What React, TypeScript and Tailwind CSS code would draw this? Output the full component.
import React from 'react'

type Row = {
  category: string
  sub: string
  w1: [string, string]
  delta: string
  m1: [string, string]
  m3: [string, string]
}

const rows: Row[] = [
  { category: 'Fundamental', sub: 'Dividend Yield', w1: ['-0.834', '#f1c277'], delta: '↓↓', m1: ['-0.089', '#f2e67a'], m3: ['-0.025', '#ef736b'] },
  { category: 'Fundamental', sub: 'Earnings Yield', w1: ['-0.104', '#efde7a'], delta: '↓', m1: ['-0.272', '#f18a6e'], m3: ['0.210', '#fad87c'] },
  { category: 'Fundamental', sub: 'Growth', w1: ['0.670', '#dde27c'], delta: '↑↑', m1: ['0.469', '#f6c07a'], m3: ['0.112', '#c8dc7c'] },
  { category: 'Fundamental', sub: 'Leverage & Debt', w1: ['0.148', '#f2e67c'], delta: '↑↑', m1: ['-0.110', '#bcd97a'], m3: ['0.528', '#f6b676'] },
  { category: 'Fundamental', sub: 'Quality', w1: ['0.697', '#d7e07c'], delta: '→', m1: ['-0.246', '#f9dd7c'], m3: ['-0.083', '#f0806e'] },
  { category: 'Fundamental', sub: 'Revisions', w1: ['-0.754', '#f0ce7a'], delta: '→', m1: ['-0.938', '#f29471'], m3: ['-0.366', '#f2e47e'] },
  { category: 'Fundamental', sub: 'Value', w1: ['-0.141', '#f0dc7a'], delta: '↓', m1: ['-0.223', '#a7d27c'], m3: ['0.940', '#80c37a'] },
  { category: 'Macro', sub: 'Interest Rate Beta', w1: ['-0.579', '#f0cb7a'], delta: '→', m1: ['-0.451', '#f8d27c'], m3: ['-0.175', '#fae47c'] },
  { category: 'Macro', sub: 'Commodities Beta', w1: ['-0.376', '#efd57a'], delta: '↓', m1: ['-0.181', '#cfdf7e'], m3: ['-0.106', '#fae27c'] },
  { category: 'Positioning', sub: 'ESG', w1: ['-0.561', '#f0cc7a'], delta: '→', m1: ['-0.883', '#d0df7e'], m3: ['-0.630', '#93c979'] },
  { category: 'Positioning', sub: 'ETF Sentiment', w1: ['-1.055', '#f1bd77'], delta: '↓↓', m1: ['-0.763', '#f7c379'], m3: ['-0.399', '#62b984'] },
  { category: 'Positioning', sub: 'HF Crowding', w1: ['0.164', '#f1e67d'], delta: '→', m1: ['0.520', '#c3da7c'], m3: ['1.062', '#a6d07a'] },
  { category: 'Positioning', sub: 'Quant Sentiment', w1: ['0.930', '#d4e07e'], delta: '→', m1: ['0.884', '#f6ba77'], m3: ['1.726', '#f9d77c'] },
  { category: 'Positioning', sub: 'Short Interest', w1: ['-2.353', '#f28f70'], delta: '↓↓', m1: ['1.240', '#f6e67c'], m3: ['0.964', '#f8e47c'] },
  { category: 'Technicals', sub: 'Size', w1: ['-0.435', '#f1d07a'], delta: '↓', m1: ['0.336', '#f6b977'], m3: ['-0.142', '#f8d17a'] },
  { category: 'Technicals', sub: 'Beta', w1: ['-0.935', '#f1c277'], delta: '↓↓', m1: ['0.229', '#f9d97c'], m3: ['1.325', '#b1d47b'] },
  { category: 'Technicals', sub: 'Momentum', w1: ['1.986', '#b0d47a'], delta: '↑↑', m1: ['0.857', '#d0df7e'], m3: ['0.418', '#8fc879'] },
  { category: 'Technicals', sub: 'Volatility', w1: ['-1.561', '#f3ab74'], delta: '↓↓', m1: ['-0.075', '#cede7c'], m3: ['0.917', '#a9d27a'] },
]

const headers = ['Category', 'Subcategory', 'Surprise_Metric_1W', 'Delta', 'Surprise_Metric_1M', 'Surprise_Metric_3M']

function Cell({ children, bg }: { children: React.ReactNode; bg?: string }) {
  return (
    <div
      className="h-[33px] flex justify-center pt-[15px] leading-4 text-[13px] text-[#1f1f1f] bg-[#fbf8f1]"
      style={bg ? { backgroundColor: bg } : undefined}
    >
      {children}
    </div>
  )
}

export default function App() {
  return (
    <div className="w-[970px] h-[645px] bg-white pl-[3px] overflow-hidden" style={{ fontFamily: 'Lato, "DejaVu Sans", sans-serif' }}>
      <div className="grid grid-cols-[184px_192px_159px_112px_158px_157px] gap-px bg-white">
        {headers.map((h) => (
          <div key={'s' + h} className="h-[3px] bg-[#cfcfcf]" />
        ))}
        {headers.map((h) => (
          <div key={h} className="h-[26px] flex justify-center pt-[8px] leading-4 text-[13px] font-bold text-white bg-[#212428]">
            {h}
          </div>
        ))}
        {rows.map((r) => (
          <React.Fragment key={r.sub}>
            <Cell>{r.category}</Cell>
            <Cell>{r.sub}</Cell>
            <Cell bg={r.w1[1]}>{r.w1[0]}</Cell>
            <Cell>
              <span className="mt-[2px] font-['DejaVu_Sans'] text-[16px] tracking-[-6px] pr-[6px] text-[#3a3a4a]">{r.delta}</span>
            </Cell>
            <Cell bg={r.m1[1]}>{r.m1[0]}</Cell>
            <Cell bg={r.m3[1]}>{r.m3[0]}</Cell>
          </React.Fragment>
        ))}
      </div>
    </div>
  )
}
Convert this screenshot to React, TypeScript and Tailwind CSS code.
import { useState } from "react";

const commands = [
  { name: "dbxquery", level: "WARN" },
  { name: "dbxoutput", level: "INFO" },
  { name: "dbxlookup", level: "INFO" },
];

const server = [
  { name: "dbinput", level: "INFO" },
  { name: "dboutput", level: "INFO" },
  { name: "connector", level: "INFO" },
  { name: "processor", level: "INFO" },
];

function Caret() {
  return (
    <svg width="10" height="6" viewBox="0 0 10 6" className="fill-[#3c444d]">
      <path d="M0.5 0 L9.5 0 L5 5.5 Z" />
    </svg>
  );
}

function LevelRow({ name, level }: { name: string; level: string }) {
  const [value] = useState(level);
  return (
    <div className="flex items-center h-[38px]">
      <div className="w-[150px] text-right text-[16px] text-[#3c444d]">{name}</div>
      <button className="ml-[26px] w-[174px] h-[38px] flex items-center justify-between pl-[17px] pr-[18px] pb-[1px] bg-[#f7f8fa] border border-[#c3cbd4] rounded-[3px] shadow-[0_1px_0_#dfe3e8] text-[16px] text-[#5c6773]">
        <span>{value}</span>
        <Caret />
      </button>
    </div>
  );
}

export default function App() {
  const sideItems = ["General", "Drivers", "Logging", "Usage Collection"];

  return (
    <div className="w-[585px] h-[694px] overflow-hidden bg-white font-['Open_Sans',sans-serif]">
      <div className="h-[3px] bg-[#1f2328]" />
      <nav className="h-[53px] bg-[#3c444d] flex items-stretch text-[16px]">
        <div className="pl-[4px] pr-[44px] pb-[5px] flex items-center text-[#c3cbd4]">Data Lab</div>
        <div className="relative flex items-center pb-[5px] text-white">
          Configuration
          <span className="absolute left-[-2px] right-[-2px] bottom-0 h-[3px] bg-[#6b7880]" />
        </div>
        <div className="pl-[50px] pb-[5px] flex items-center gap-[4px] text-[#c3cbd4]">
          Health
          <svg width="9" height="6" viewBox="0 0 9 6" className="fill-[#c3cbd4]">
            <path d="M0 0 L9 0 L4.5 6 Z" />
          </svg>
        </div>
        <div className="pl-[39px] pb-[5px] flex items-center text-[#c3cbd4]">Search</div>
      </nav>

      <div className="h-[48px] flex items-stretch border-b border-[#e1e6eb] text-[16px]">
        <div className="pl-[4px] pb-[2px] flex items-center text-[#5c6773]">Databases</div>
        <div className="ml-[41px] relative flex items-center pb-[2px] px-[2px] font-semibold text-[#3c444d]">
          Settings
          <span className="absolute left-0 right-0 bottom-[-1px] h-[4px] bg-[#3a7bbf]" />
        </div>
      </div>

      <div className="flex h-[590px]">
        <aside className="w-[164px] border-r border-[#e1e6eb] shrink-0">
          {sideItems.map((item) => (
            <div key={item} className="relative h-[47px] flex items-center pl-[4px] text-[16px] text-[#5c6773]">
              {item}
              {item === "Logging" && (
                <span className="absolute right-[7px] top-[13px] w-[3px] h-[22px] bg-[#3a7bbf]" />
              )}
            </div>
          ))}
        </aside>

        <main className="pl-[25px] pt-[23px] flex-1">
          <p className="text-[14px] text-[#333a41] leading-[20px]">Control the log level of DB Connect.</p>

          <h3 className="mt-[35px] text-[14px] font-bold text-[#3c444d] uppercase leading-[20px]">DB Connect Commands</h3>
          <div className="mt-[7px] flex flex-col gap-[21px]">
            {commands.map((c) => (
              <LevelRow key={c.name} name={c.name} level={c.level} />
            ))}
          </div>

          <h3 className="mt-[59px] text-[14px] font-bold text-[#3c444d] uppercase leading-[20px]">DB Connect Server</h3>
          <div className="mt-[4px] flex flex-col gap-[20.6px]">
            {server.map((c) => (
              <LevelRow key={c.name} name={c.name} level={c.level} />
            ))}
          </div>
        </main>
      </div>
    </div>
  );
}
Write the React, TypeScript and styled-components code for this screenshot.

- - - - - - -

TASK REQUIREMENTS
For the listing above, identify each line bearing "TypeScript".

REPLY TO THE EXERCISE
What React, TypeScript and Tailwind CSS code would draw this? Output the full component.
Convert this screenshot to React, TypeScript and Tailwind CSS code.
Write the React, TypeScript and styled-components code for this screenshot.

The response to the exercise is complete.